He played at Bonnaroo 2007 in a collaboration with Ben Harper and The Roots' drummer Questlove as part of the festival's all-star Super-Jam, which is the festival's annual tradition of bringing together famous, world-class musicians to jam on stage for a few hours. Jones appeared and played mandolin with Gillian Welch during the festival during the song "Look at Miss Ohio" and a cover of the Johnny Cash song "Jackson". He also appeared during the set of Ben Harper & the Innocent Criminals where they played a cover of "Dazed and Confused". Jones then closed Gov't Mule's first set, playing part of "Moby Dick" and then "Livin Lovin Maid" on bass, then proceeded to play keyboards on the songs "Since I've Been Loving You" and "No Quarter". Jones also performed on mandolin with the all-female bluegrass group Uncle Earl, whose album he had produced in 2007.
Mandolin-slinging Jones jammed on Led Zeppelin’s "Whole Lotta Love" with Winnipeg’s energetic Duhks at April 2007’s MerleFest in North Carolina.
Jones played in the Led Zeppelin reunion show at London's O2 Arena on 10 December 2007 with the other remaining members of Led Zeppelin as part of a tribute to Ahmet Ertegun.
In 2008, Jones produced Nickel Creek singer-fiddler Sara Watkins' debut solo album.
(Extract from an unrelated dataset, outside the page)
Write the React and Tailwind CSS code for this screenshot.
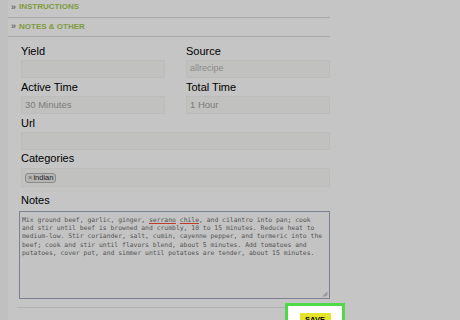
import React from "react";

const Field = ({ label, value, className = "", valueClass = "" }) => (
  <div className={`shrink-0 ${className}`}>
    <div className="h-[14px] text-[11px] leading-[14px] text-black">{label}</div>
    <div className="mt-[2px] h-[18px] border border-[#bcbcba] bg-[#c1c1bf] flex items-center px-[3px]">
      <span className={valueClass}>{value}</span>
    </div>
  </div>
);

const App = () => {
  return (
    <div className="w-[460px] h-[320px] overflow-hidden bg-[#c5c5c5] flex font-['Liberation_Sans',Arial,sans-serif]">
      <div className="w-[8px] h-full shrink-0 bg-[#c0c0c0]" />
      <div className="w-[322px] shrink-0 flex flex-col">
        {/* section headers */}
        <div className="shrink-0 h-[18px] border-b border-[#a9a9a9] flex items-start pt-[2px] pl-[3px] gap-[3px] text-[8px] font-bold text-[#7f9a3c]">
          <span className="text-[#6e6e6e] text-[9px] leading-[10px]">»</span>
          <span className="leading-[10px]">INSTRUCTIONS</span>
        </div>
        <div className="shrink-0 h-[19px] border-b border-[#a9a9a9] flex items-center pl-[3px] gap-[3px] text-[8px] font-bold text-[#7f9a3c]">
          <span className="text-[#6e6e6e] text-[9px]">»</span>
          <span>NOTES &amp; OTHER</span>
        </div>

        {/* form */}
        <div className="shrink-0 pl-[13px] pt-[7px] flex flex-col">
          <div className="flex gap-[21px]">
            <Field label="Yield" value="" className="w-[144px]" />
            <Field label="Source" value="allrecipe" className="flex-1" valueClass="text-[9px] text-[#8c8c8c]" />
          </div>
          <div className="flex gap-[21px] mt-[2px]">
            <Field label="Active Time" value="30 Minutes" className="w-[144px]" valueClass="text-[9.5px] text-[#7c7c7c]" />
            <Field label="Total Time" value="1 Hour" className="flex-1" valueClass="text-[9.5px] text-[#7c7c7c]" />
          </div>
          <Field label="Url" value="" className="mt-[2px]" />
          <div className="shrink-0 mt-[1px]">
            <div className="h-[14px] text-[11px] leading-[14px] text-black">Categories</div>
            <div className="mt-[3px] h-[19px] border border-[#bcbcba] bg-[#c1c1bf] flex items-center px-[3px]">
              <span className="h-[10px] px-[2px] rounded-[3px] border border-[#8a8a8a] bg-[#b6b6b6] text-[7.5px] leading-[8px] text-[#222] flex items-center">
                <span className="text-[#555] mr-[1px]">×</span>indian
              </span>
            </div>
          </div>
          <div className="shrink-0 mt-[6px]">
            <div className="h-[14px] text-[11px] leading-[14px] text-black">Notes</div>
            <div className="relative mt-[4px] -ml-[2px] h-[88px] border border-[#7b8191] bg-[#c3c3c3] px-[2px] pt-[4px] font-['DejaVu_Sans_Mono',monospace] text-[6.4px] leading-[8.2px] text-[#555555] whitespace-pre">
              <div>
                Mix ground beef, garlic, ginger,{" "}
                <span className="underline decoration-[#c0392b] decoration-[0.6px] underline-offset-[1px]">serrano</span>{" "}
                <span className="underline decoration-[#c0392b] decoration-[0.6px] underline-offset-[1px]">chile</span>, and cilantro into pan; cook
              </div>
              <div>and stir until beef is browned and crumbly, 10 to 15 minutes. Reduce heat to</div>
              <div>medium-low. Stir coriander, salt, cumin, cayenne pepper, and turmeric into the</div>
              <div>beef; cook and stir until flavors blend, about 5 minutes. Add tomatoes and</div>
              <div>potatoes, cover pot, and simmer until potatoes are tender, about 15 minutes.</div>
              <svg className="absolute right-[1px] bottom-[1px]" width="6" height="6" viewBox="0 0 6 6">
                <path d="M1 5.5 L5.5 1 M3 5.5 L5.5 3" stroke="#666" strokeWidth="0.8" />
              </svg>
            </div>
          </div>
          <div className="flex items-start mt-[4px]">
            <div className="shrink-0 w-[268px] -ml-[4px] mt-[4px] border-t border-[#b3b3b3]" />
            <div className="shrink-0 w-[60px] h-[30px] border-[3px] border-[#4fd94a] bg-white flex justify-center pt-[7px]">
              <div className="w-[31px] h-[14px] bg-[#e4e42c] flex items-start justify-center pt-[3px] text-[7.5px] font-bold text-black leading-none">
                SAVE
              </div>
            </div>
          </div>
        </div>
      </div>
    </div>
  );
};

export default App;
As previously mentioned, Jones toured with Watkins, Glen Phillips, and the rest of Nickel Creek in late 2004 in a collaboration entitled Mutual Admiration Society.
On 10 February 2008, John Paul Jones appeared with the Foo Fighters on the Grammy Awards conducting the orchestral part to the song "The Pretender". On 7 June 2008, John Paul Jones and Jimmy Page appeared with the Foo Fighters to close out the band's concert at Wembley Stadium. Jones performed with Sonic Youth and Takehisa Kosugi, providing the stage music for Merce Cunningham's Nearly 90, which ran 16–19 April 2009 at the Brooklyn Academy of Music.
In February and March 2011 he appeared in the onstage band in Mark-Anthony Turnage's opera Anna Nicole, about the Playboy model Anna Nicole Smith, at the Royal Opera House, Covent Garden, in London.
In August 2011, he appeared at Reading and Leeds Festivals to play alongside Seasick Steve.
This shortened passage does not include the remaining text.